→ **Work required**:
Copy out all the lines where "styled" shows up.

>> BEGIN

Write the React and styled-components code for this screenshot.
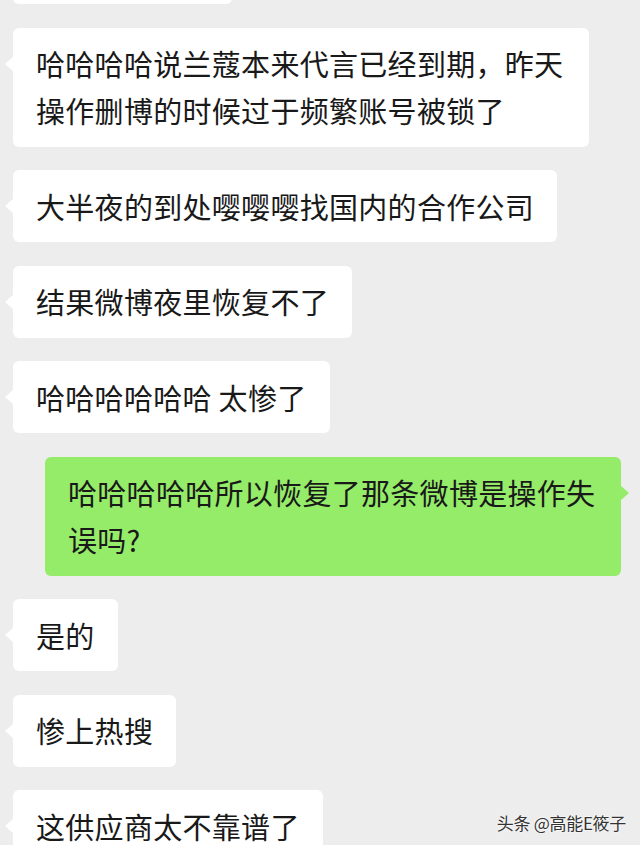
import React from 'react'
import styled, { createGlobalStyle } from 'styled-components'

const GlobalStyle = createGlobalStyle`
  html, body {
    margin: 0;
    padding: 0;
    background: #ededed;
    overflow: hidden;
  }
  body {
    font-family: "Noto Sans CJK SC", "Noto Sans", sans-serif;
  }
`

// first bubble is scrolled mostly out of view, only its bottom edge shows
const messages = [
   { id: 0, mine: false, text: '', blankWidth: 219 },
   { id: 1, mine: false, text: '哈哈哈哈说兰蔻本来代言已经到期，昨天操作删博的时候过于频繁账号被锁了' },
   { id: 2, mine: false, text: '大半夜的到处嘤嘤嘤找国内的合作公司' },
   { id: 3, mine: false, text: '结果微博夜里恢复不了' },
   { id: 4, mine: false, text: '哈哈哈哈哈哈 太惨了' },
   { id: 5, mine: true, text: '哈哈哈哈哈所以恢复了那条微博是操作失误吗?' },
   { id: 6, mine: false, text: '是的' },
   { id: 7, mine: false, text: '惨上热搜' },
   { id: 8, mine: false, text: '这供应商太不靠谱了' },
]

function App() {
   return (
      <>
         <GlobalStyle />
         <Screen>
            <ChatList>
               {messages.map(m => (
                  <Row key={m.id} $mine={m.mine}>
                     <Bubble $mine={m.mine} $blank={m.blankWidth}>{m.text}</Bubble>
                  </Row>
               ))}
            </ChatList>
            <Watermark>头条 @高能E筱子</Watermark>
         </Screen>
      </>
   )
}

const Screen = styled.div`
  position: relative;
  width: 640px;
  height: 845px;
  overflow: hidden;
  background: #ededed;
`

const ChatList = styled.div`
  display: flex;
  flex-direction: column;
  gap: 23.5px;
  margin-top: -68px;
  padding: 0 19px 0 13px;
`

const Row = styled.div`
  display: flex;
  justify-content: ${p => (p.$mine ? 'flex-end' : 'flex-start')};
`

const Bubble = styled.div`
  position: relative;
  box-sizing: border-box;
  max-width: 576px;
  padding: 12.5px 23px;
  border-radius: 6px;
  background: ${p => (p.$mine ? '#95ec69' : '#ffffff')};
  color: #191919;
  font-size: 29px;
  line-height: 47px;
  letter-spacing: 0.3px;
  word-break: break-all;
  ${p => p.$blank && `width: ${p.$blank}px; height: 72px;`}

  &::before {
    content: '';
    position: absolute;
    top: 29px;
    ${p => (p.$mine ? 'right: -8px;' : 'left: -8px;')}
    border-top: 7px solid transparent;
    border-bottom: 7px solid transparent;
    ${p => (p.$mine
      ? 'border-left: 8px solid #95ec69;'
      : 'border-right: 8px solid #ffffff;')}
  }
`

const Watermark = styled.div`
  position: absolute;
  right: 14px;
  bottom: 10px;
  font-size: 17px;
  color: #333;
  letter-spacing: -0.3px;
  text-shadow: 0 0 2px #fff, 0 0 2px #fff;
`

export default App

>> END

→ **Result of this task**:
Write the React and styled-components code for this screenshot.
import styled, { createGlobalStyle } from 'styled-components'
const Screen = styled.div`
const ChatList = styled.div`
const Row = styled.div`
const Bubble = styled.div`
const Watermark = styled.div`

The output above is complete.